WHAT YOU HAVE TO DO | In the listing below, locate the lines bearing the word "screenshot". Copy every one of them.

• • • • • • •

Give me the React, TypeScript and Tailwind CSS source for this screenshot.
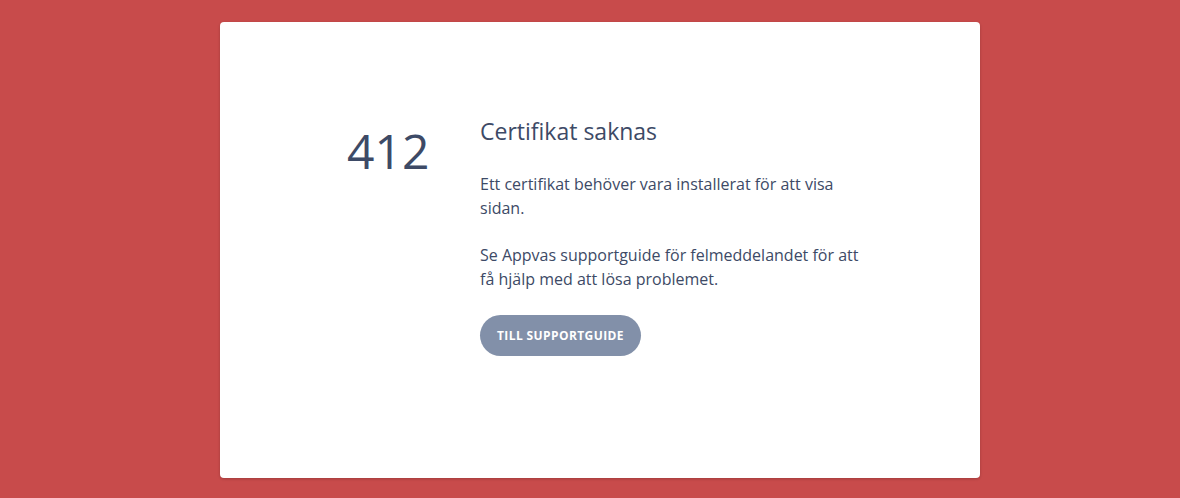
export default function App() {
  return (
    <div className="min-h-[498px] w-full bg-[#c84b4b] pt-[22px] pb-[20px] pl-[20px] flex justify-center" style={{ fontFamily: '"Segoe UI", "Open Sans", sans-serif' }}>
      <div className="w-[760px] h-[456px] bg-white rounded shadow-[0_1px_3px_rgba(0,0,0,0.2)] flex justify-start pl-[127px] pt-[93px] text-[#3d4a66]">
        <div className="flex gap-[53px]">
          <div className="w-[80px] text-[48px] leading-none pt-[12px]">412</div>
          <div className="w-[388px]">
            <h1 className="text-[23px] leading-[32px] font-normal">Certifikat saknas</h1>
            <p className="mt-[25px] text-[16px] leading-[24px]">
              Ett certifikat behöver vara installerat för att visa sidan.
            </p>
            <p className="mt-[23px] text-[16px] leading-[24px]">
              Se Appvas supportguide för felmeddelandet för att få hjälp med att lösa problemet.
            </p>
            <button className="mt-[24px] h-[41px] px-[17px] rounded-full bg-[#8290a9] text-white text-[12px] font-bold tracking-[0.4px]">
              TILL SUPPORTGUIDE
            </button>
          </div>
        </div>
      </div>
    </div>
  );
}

• • • • • • •

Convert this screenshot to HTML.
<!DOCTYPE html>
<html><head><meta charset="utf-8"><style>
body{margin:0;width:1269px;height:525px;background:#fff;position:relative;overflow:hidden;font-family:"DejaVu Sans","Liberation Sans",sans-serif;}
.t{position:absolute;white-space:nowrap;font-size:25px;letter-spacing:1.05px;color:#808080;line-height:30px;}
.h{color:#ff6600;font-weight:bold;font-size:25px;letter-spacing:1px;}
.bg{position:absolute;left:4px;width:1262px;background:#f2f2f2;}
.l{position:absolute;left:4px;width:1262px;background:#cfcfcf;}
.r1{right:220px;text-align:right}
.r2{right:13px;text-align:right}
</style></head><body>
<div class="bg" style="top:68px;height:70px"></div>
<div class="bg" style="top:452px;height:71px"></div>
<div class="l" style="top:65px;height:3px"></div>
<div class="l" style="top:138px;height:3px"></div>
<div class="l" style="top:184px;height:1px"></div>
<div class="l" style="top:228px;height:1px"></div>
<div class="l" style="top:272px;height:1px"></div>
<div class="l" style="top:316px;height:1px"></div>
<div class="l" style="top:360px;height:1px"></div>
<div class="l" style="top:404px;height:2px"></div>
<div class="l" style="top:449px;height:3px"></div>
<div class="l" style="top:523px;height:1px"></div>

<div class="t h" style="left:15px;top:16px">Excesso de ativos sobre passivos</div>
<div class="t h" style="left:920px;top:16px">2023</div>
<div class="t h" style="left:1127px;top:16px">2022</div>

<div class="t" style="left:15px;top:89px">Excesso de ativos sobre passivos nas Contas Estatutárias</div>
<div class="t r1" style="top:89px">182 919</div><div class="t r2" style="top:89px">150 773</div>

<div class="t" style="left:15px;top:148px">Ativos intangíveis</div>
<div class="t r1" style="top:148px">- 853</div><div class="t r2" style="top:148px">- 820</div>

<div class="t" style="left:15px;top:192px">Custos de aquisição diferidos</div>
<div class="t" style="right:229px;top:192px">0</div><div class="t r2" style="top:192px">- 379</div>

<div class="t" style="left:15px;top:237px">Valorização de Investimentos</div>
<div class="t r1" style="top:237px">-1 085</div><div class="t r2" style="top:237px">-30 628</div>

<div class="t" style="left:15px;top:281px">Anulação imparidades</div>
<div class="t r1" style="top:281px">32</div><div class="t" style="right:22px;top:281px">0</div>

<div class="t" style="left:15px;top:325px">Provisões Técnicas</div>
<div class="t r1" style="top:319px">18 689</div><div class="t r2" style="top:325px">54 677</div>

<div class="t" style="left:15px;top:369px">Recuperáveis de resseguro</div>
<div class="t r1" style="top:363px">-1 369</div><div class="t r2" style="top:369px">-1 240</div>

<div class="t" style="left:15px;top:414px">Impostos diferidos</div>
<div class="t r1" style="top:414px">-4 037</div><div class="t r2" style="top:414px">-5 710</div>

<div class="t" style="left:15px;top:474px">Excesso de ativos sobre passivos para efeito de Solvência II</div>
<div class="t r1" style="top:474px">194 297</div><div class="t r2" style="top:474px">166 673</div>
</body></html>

• • • • • • •

WRITTEN REPLY |
Give me the React, TypeScript and Tailwind CSS source for this screenshot.
Convert this screenshot to HTML.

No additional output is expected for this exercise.